Want Your Startup to Succeed...Faster?

Most startups and businesses overestimated the speed of finding customers. Yet, having them is the lifeblood they need to survive and thrive.

Get out of the Building!

In the past, startup businesses focused on sales before anything else; business owners were also salesmen and learned to manage their business. In today's world, we have learned there is a better way to succeed with your Startup using innovative methodologies like EBELI (Evidence Based Entrepreneurship and Lean Innovation). EBELI is a 7-step process for venture building, and before you invest a ton of money, you can learn from the market to build a product or service that reaches market fit.

Every successful Startup focuses on solving a problem with a product or service that they can build and how they will deliver the solution to a customer with a convincing value proposition.

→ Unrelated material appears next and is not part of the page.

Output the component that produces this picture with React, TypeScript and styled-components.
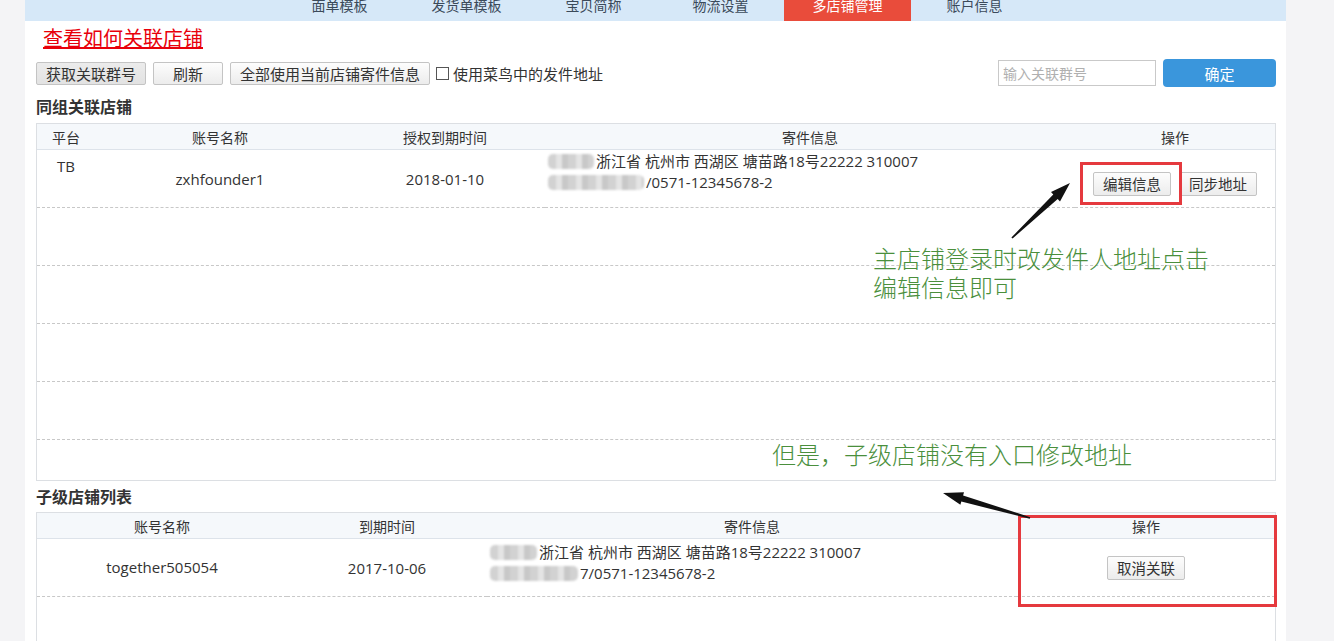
import React from "react";
import styled, { createGlobalStyle } from "styled-components";

const GlobalStyle = createGlobalStyle`
  html, body {
    margin: 0;
    padding: 0;
    background: #f4f4f6;
  }
  body {
    font-family: "Open Sans", "Noto Sans CJK SC", sans-serif;
    color: #333;
  }
`;

const CJK = `"Noto Sans CJK SC", "Open Sans", sans-serif`;

const Page = styled.div`
  position: relative;
  margin-left: 25px;
  width: 1261px;
  min-height: 641px;
  background: #fff;
  overflow: hidden;
`;

const NavBar = styled.div`
  display: flex;
  height: 21px;
  padding-left: 251px;
  background: #d6e8f8;
  overflow: hidden;
`;

const NavItem = styled.div<{ $active?: boolean }>`
  width: 127px;
  height: 21px;
  line-height: 10px;
  text-align: center;
  font-family: ${CJK};
  font-size: 14px;
  color: ${(p) => (p.$active ? "#fff" : "#3b4a5a")};
  background: ${(p) => (p.$active ? "#e94c3b" : "transparent")};
`;

const Content = styled.div`
  padding: 0 10px 0 11px;
`;

const HelpLink = styled.a`
  display: inline-block;
  margin: 5px 0 0 7px;
  font-family: ${CJK};
  font-size: 20px;
  line-height: 24px;
  color: #e8000b;
  text-decoration: underline;
`;

const Toolbar = styled.div`
  display: flex;
  align-items: center;
  margin-top: 8px;
  height: 28px;
`;

const Btn = styled.button<{ $pressed?: boolean }>`
  height: 23px;
  padding: 0 9px;
  margin-right: 7px;
  border: 1px solid #c4c4c4;
  border-radius: 2px;
  background: ${(p) =>
    p.$pressed
      ? "linear-gradient(#ececec, #e2e2e2)"
      : "linear-gradient(#fdfdfd, #ececec)"};
  font-family: ${CJK};
  font-size: 15px;
  line-height: 19px;
  color: #333;
`;

const WideBtn = styled(Btn)`
  min-width: 70px;
`;

const CheckLabel = styled.label`
  display: flex;
  align-items: center;
  gap: 4px;
  font-family: ${CJK};
  font-size: 15px;
  color: #333;
  margin-left: -1px;
`;

const CheckBox = styled.span`
  width: 11px;
  height: 11px;
  border: 1px solid #555;
  background: #fff;
`;

const Spacer = styled.div`
  flex: 1;
`;

const GroupInput = styled.input`
  width: 158px;
  height: 26px;
  box-sizing: border-box;
  border: 1px solid #c9c9c9;
  padding: 0 4px;
  font-family: ${CJK};
  font-size: 14px;
  color: #333;
  margin-right: 7px;
  &::placeholder {
    color: #b0b0b0;
  }
`;

const PrimaryBtn = styled.button`
  width: 113px;
  height: 28px;
  border: none;
  border-radius: 4px;
  background: #3a96dc;
  color: #fff;
  font-family: ${CJK};
  font-size: 15px;
`;

const SectionTitle = styled.h3<{ $mt?: number; $mb?: number }>`
  margin: ${(p) => p.$mt ?? 7}px 0 ${(p) => p.$mb ?? 6}px;
  font-family: ${CJK};
  font-size: 16px;
  font-weight: bold;
  line-height: 22px;
  color: #333;
`;

const TableBox = styled.div<{ $height: number }>`
  height: ${(p) => p.$height}px;
  border: 1px solid #dcdfe3;
  overflow: hidden;
`;

const Table = styled.table`
  width: 100%;
  border-collapse: collapse;
  table-layout: fixed;
`;

const Th = styled.th`
  height: 25px;
  padding: 0;
  background: #f5f8fb;
  border-bottom: 1px solid #dde3ea;
  font-family: ${CJK};
  font-size: 14px;
  font-weight: normal;
  color: #333;
  text-align: center;
`;

const Tr = styled.tr<{ $h?: number; $last?: boolean }>`
  height: ${(p) => p.$h ?? 58}px;
  border-bottom: ${(p) => (p.$last ? "none" : "1px dashed #c8c8c8")};
`;

const Td = styled.td<{ $top?: boolean; $left?: boolean; $pt?: number; $pb?: number }>`
  padding: ${(p) => p.$pt ?? 0}px 0 ${(p) => p.$pb ?? 0}px ${(p) => (p.$left ? 3 : 0)}px;
  vertical-align: ${(p) => (p.$top ? "top" : "middle")};
  text-align: ${(p) => (p.$left ? "left" : "center")};
  font-size: 15px;
  color: #333;
`;

const Addr = styled.div`
  font-family: "Open Sans", "Noto Sans CJK SC", sans-serif;
  font-size: 15px;
  line-height: 21px;
  white-space: nowrap;
`;

const Blur = styled.span<{ $w: number }>`
  display: inline-block;
  width: ${(p) => p.$w}px;
  height: 15px;
  vertical-align: -2px;
  margin-right: 2px;
  border-radius: 5px;
  background: repeating-linear-gradient(
    90deg,
    #d2d2d2 0 8px,
    #e4e4e4 8px 14px,
    #c8c8c8 14px 20px
  );
  filter: blur(1.2px);
`;

const SmallBtn = styled(Btn)`
  height: 24px;
  padding: 0 9px;
  margin: 0 4px;
  font-size: 14.5px;
`;

const Overlay = styled.div`
  position: absolute;
  inset: 0;
  pointer-events: none;
`;

const Note = styled.div<{ $x: number; $y: number }>`
  position: absolute;
  left: ${(p) => p.$x}px;
  top: ${(p) => p.$y}px;
  font-family: ${CJK};
  font-size: 24px;
  font-weight: 300;
  line-height: 29px;
  color: #4a8f3c;
  white-space: nowrap;
`;

const RedBox = styled.div<{ $x: number; $y: number; $w: number; $h: number }>`
  position: absolute;
  left: ${(p) => p.$x}px;
  top: ${(p) => p.$y}px;
  width: ${(p) => p.$w}px;
  height: ${(p) => p.$h}px;
  box-sizing: border-box;
  border: 3px solid #e5393e;
`;

const ArrowLayer = styled.svg`
  position: absolute;
  left: 0;
  top: 0;
`;

type Pt = [number, number];

function arrowPoints(tail: Pt, head: Pt): string {
  const dx = head[0] - tail[0];
  const dy = head[1] - tail[1];
  const len = Math.hypot(dx, dy);
  const ux = dx / len;
  const uy = dy / len;
  const nx = -uy;
  const ny = ux;
  const headLen = 20;
  const bx = head[0] - ux * headLen;
  const by = head[1] - uy * headLen;
  const w0 = 0.8;
  const w1 = 3.2;
  const hw = 6.5;
  const pts: Pt[] = [
    [tail[0] + nx * w0, tail[1] + ny * w0],
    [bx + nx * w1, by + ny * w1],
    [bx + nx * hw, by + ny * hw],
    head,
    [bx - nx * hw, by - ny * hw],
    [bx - nx * w1, by - ny * w1],
    [tail[0] - nx * w0, tail[1] - ny * w0],
  ];
  return pts.map((p) => p.map((v) => v.toFixed(1)).join(",")).join(" ");
}

const navItems = ["面单模板", "发货单模板", "宝贝简称", "物流设置", "多店铺管理", "账户信息"];

const App = () => {
  return (
    <>
      <GlobalStyle />
      <Page>
        <NavBar>
          {navItems.map((n) => (
            <NavItem key={n} $active={n === "多店铺管理"}>
              {n}
            </NavItem>
          ))}
        </NavBar>

        <Content>
          <HelpLink href="#">查看如何关联店铺</HelpLink>

          <Toolbar>
            <Btn $pressed>获取关联群号</Btn>
            <WideBtn>刷新</WideBtn>
            <Btn>全部使用当前店铺寄件信息</Btn>
            <CheckLabel>
              <CheckBox />
              使用菜鸟中的发件地址
            </CheckLabel>
            <Spacer />
            <GroupInput placeholder="输入关联群号" />
            <PrimaryBtn>确定</PrimaryBtn>
          </Toolbar>

          <SectionTitle $mt={8}>同组关联店铺</SectionTitle>
          <TableBox $height={356}>
            <Table>
              <colgroup>
                <col style={{ width: 58 }} />
                <col style={{ width: 250 }} />
                <col style={{ width: 200 }} />
                <col style={{ width: 530 }} />
                <col style={{ width: 200 }} />
              </colgroup>
              <thead>
                <tr>
                  <Th>平台</Th>
                  <Th>账号名称</Th>
                  <Th>授权到期时间</Th>
                  <Th>寄件信息</Th>
                  <Th>操作</Th>
                </tr>
              </thead>
              <tbody>
                <Tr>
                  <Td $top $pt={6}>TB</Td>
                  <Td>zxhfounder1</Td>
                  <Td>2018-01-10</Td>
                  <Td $left $pb={13}>
                    <Addr>
                      <Blur $w={46} />浙江省 杭州市 西湖区 塘苗路18号22222 310007
                    </Addr>
                    <Addr>
                      <Blur $w={96} />/0571-12345678-2
                    </Addr>
                  </Td>
                  <Td $pt={10}>
                    <SmallBtn>编辑信息</SmallBtn>
                    <SmallBtn>同步地址</SmallBtn>
                  </Td>
                </Tr>
                {[0, 1, 2, 3].map((i) => (
                  <Tr key={i}>
                    <Td colSpan={5} />
                  </Tr>
                ))}
                <Tr $h={40} $last>
                  <Td colSpan={5} />
                </Tr>
              </tbody>
            </Table>
          </TableBox>

          <SectionTitle $mt={4} $mb={5}>子级店铺列表</SectionTitle>
          <TableBox $height={140}>
            <Table>
              <colgroup>
                <col style={{ width: 250 }} />
                <col style={{ width: 200 }} />
                <col style={{ width: 530 }} />
                <col style={{ width: 258 }} />
              </colgroup>
              <thead>
                <tr>
                  <Th>账号名称</Th>
                  <Th>到期时间</Th>
                  <Th>寄件信息</Th>
                  <Th>操作</Th>
                </tr>
              </thead>
              <tbody>
                <Tr>
                  <Td $pb={2}>together505054</Td>
                  <Td>2017-10-06</Td>
                  <Td $left $pb={10}>
                    <Addr>
                      <Blur $w={47} />浙江省 杭州市 西湖区 塘苗路18号22222 310007
                    </Addr>
                    <Addr>
                      <Blur $w={88} />7/0571-12345678-2
                    </Addr>
                  </Td>
                  <Td>
                    <SmallBtn>取消关联</SmallBtn>
                  </Td>
                </Tr>
              </tbody>
            </Table>
          </TableBox>
        </Content>

        <Overlay>
          <RedBox $x={1055} $y={162} $w={102} $h={43} />
          <RedBox $x={993} $y={515} $w={259} $h={92} />
          <Note $x={848} $y={243}>
            主店铺登录时改发件人地址点击
            <br />
            编辑信息即可
          </Note>
          <Note $x={747} $y={439}>但是，子级店铺没有入口修改地址</Note>
          <ArrowLayer width={1261} height={641}>
            <polygon points={arrowPoints([987, 238], [1045, 183])} fill="#111" />
            <polygon points={arrowPoints([1005, 518], [918, 493])} fill="#111" />
          </ArrowLayer>
        </Overlay>
      </Page>
    </>
  );
};

export default App;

To understand if the value proposition is strong enough to create the customer, entrepreneurs must get out of the building in front of prospects and talk about their idea and if their solution is attractive to them.

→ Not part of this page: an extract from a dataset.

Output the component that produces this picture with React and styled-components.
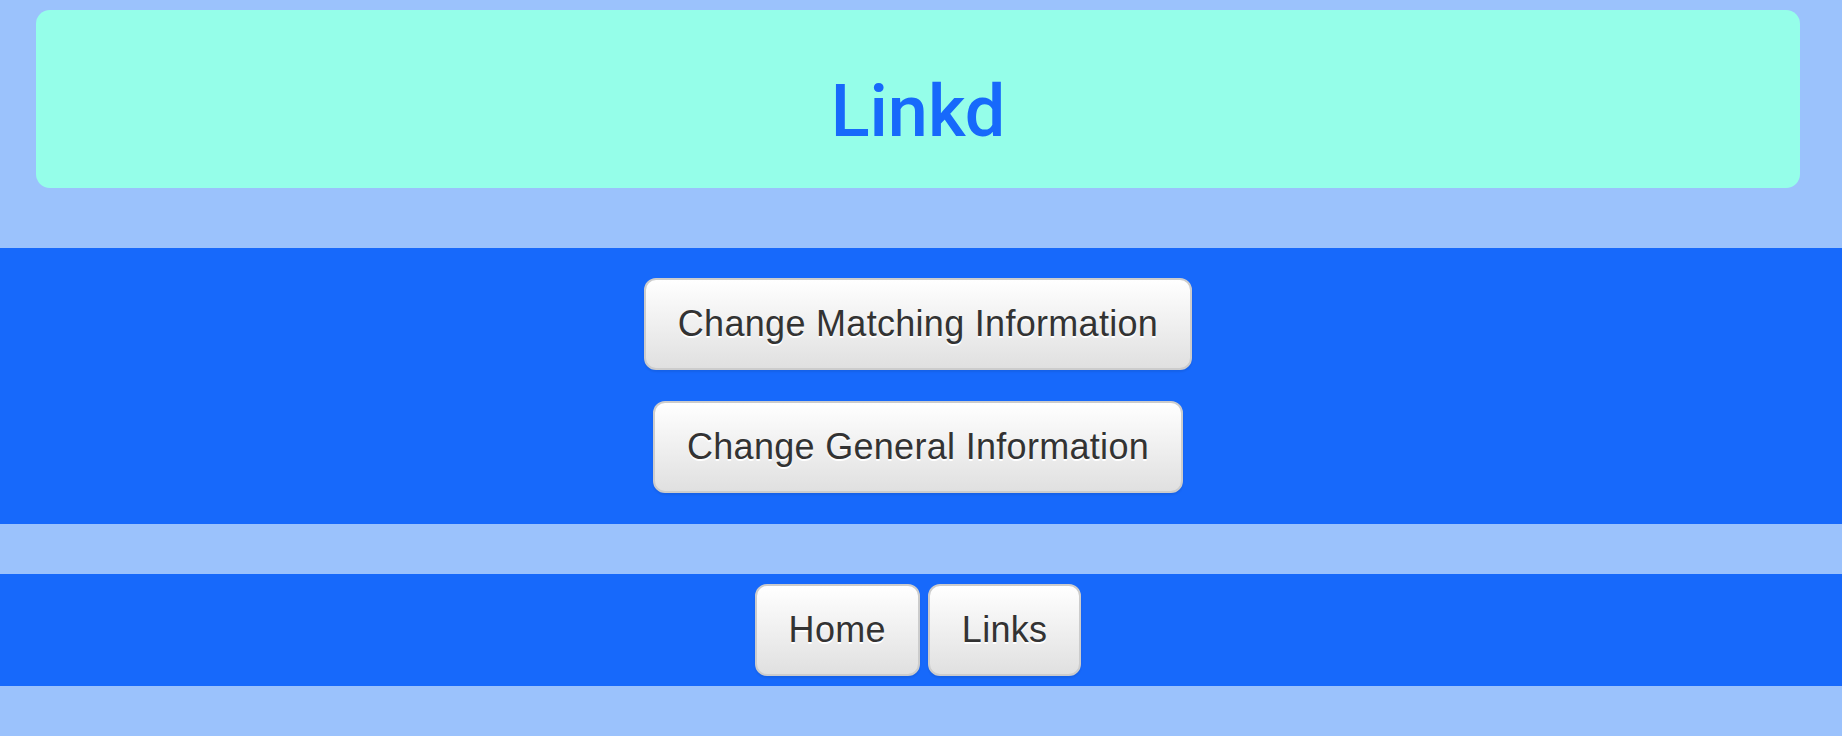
import styled, { createGlobalStyle } from "styled-components"

const GlobalStyle = createGlobalStyle`
  html, body {
    margin: 0;
    padding: 0;
    background: #9bc2fc;
    font-family: "Liberation Sans", Arial, Helvetica, sans-serif;
  }
  * {
    box-sizing: border-box;
  }
`

const Page = styled.div`
  min-height: 736px;
  background: #9bc2fc;
  padding-bottom: 52px;
`

const Header = styled.div`
  padding: 10px 42px 60px 36px;
`

const Jumbotron = styled.div`
  background: #95fee9;
  border-radius: 14px;
  height: 178px;
  padding-top: 62px;
  text-align: center;
`

const Title = styled.h1`
  margin: 0;
  font-family: Roboto, "Liberation Sans", Arial, sans-serif;
  font-size: 72px;
  line-height: 79px;
  font-weight: 500;
  color: #1769fb;
`

const Band = styled.div`
  background: #1769fb;
  display: flex;
  flex-direction: ${p => (p.$stack ? "column" : "row")};
  align-items: center;
  justify-content: center;
  gap: ${p => (p.$stack ? "31px" : "8px")};
  padding: ${p => (p.$stack ? "30px 6px 31px 0" : "10px 6px 10px 0")};
  margin-bottom: ${p => p.$gap || 0}px;
`

const Button = styled.button`
  font-family: "Liberation Sans", Arial, Helvetica, sans-serif;
  font-size: 36px;
  line-height: 48px;
  letter-spacing: 0.3px;
  padding: 20px 32px;
  color: #333;
  border: 2px solid #ccc;
  border-radius: 12px;
  background-image: linear-gradient(to bottom, #fff 0, #e0e0e0 100%);
  text-shadow: 0 2px 0 #fff;
  box-shadow: inset 0 2px 0 rgba(255, 255, 255, 0.15), 0 2px 2px rgba(0, 0, 0, 0.075);
  cursor: pointer;
  white-space: nowrap;
`

export default function App() {
  return (
    <>
      <GlobalStyle />
      <Page>
        <Header>
          <Jumbotron>
            <Title>Linkd</Title>
          </Jumbotron>
        </Header>
        <Band $stack $gap={50}>
          <Button>Change Matching Information</Button>
          <Button>Change General Information</Button>
        </Band>
        <Band>
          <Button>Home</Button>
          <Button>Links</Button>
        </Band>
      </Page>
    </>
  )
}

The best way to do this is through research. There are two types of research, primary and secondary. Primary research is "get out of the building, not to the parking lot, but in front of customers," as Steve Blanc said to Inc. Magazine in 2014. This process is where you or your team talk directly with prospects or potential customers. First, you ask them what they need, want, like, or dislike. Next, you try to understand if there is a market fit for your solution and if your customers are willing to pay for it. In my experience as an Instructor and sherpa (coach) of the EBELI methodology, this process is where entrepreneurs get their hands-on business model validation through market surveys or focus groups.

Secondary research is getting information from other sources that have done the previous study. You can buy them or get them for free, but you have not validated your project.

In EBELI, we claim that "…the purpose of customer discovery is to determine if your assumptions about your customers are correct. It is one of the first steps you should take before entering the market with a product/service. This process helps founders test their hypotheses by describing, designing, pivoting, and iterating their business model." EBELI recommends that founders have conversations with real people to identify the customer or user's needs, opportunities, gains, and pains to validate (invalidate) their hypothesis about their value proposition of products and services. Understanding the constraints or restraints of a new venture on resources (time, money, people) is imperative, so this process must be done with clear focus and very effective.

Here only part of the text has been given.